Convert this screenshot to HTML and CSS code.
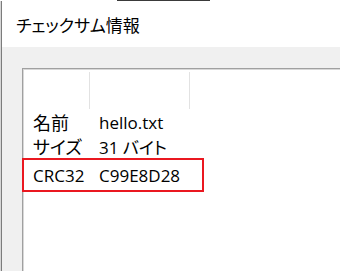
FILE: index.html
```html
<!DOCTYPE html>
<html lang="ja">
<head>
<meta charset="utf-8">
<title>チェックサム情報</title>
<link rel="stylesheet" href="styles.css">
</head>
<body>
<div class="topline"><span class="topline-dark"></span></div>
<div class="window">
  <div class="titlebar">チェックサム情報</div>
  <div class="client">
    <div class="listview">
      <div class="header">
        <div class="hcol hcol-1"></div>
        <div class="hcol hcol-2"></div>
        <div class="hcol hcol-3"></div>
      </div>
      <div class="row">
        <span class="label label-ja">名前</span><span class="value">hello.txt</span>
      </div>
      <div class="row">
        <span class="label label-ja">サイズ</span><span class="value">31 バイト</span>
      </div>
      <div class="row row-highlight">
        <span class="label">CRC32</span><span class="value">C99E8D28</span>
      </div>
    </div>
  </div>
</div>
</body>
</html>
```
FILE: styles.css
```css
html, body {
  margin: 0;
  padding: 0;
  width: 340px;
  height: 271px;
  overflow: hidden;
  background: #ffffff;
}

body {
  display: flex;
  flex-direction: column;
}

.topline {
  height: 1px;
  display: flex;
  flex: none;
}

.topline-dark {
  margin-left: 117px;
  width: 93px;
  background: #3a3a3a;
}

.window {
  flex: 1;
  display: flex;
  flex-direction: column;
  margin-left: 1px;
  border-left: 1px solid #7c7c7c;
  box-shadow: -1px 0 0 #d6d6d6;
}

.titlebar {
  height: 46px;
  flex: none;
  background: #ffffff;
  display: flex;
  align-items: center;
  padding-left: 14px;
  padding-top: 1px;
  box-sizing: border-box;
  font-family: "Noto Sans CJK JP", sans-serif;
  font-feature-settings: "palt";
  font-size: 17px;
  color: #000000;
}

.client {
  flex: 1;
  display: flex;
  flex-direction: column;
  background: #f0f0f0;
  padding: 21px 0 0 20px;
}

.listview {
  flex: 1;
  background: #ffffff;
  border-top: 1px solid #a0a0a0;
  border-left: 1px solid #a0a0a0;
  box-shadow: inset 1px 1px 0 #d8d8d8;
  padding-top: 3px;
  font-family: "Open Sans", "Noto Sans CJK JP", sans-serif;
  font-feature-settings: "palt";
  font-size: 17px;
  color: #000000;
}

.header {
  display: flex;
  height: 37px;
  margin-bottom: 1px;
}

.hcol {
  box-sizing: border-box;
  height: 100%;
}

.hcol-1 {
  width: 67px;
  border-right: 1px solid #e2e2e2;
}

.hcol-2 {
  width: 100px;
  border-right: 1px solid #e2e2e2;
}

.hcol-3 {
  flex: 1;
}

.row {
  display: flex;
  align-items: center;
  height: 24px;
  padding-left: 10px;
  white-space: nowrap;
}

.label {
  width: 66px;
  flex: none;
}

.label-ja {
  font-size: 18px;
}

.row-highlight {
  box-sizing: border-box;
  width: 182px;
  height: 34px;
  margin-left: -1px;
  padding-left: 9px;
  border: 2px solid #ea1820;
}
```
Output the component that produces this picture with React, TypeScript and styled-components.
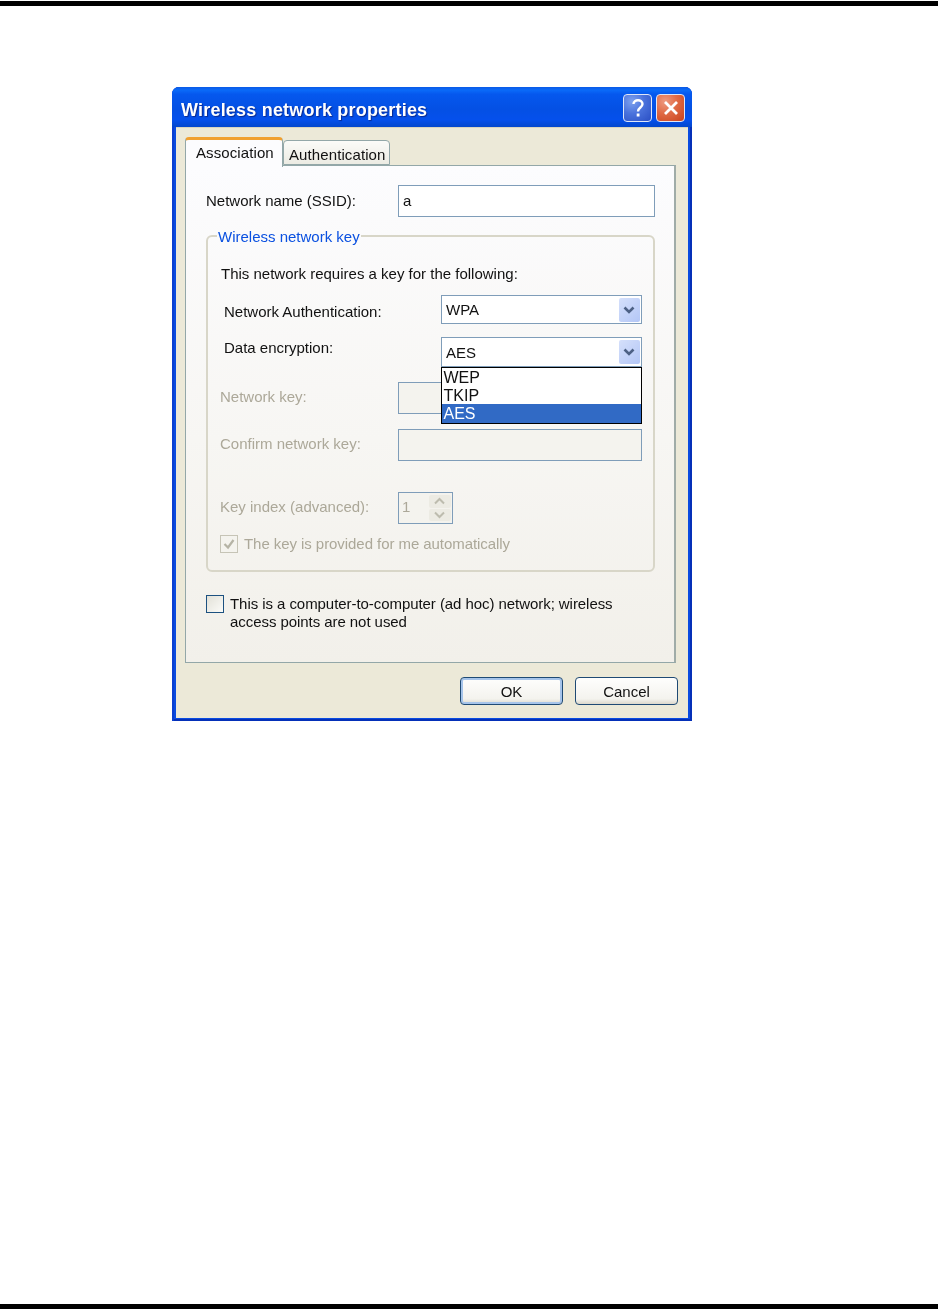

::::

- EXERCISE BRIEF -
Pull out and copy each line containing the string "this".

- COMPLETE ANSWER -
Convert this screenshot to HTML and CSS code.
Output the component that produces this picture with React, TypeScript and styled-components.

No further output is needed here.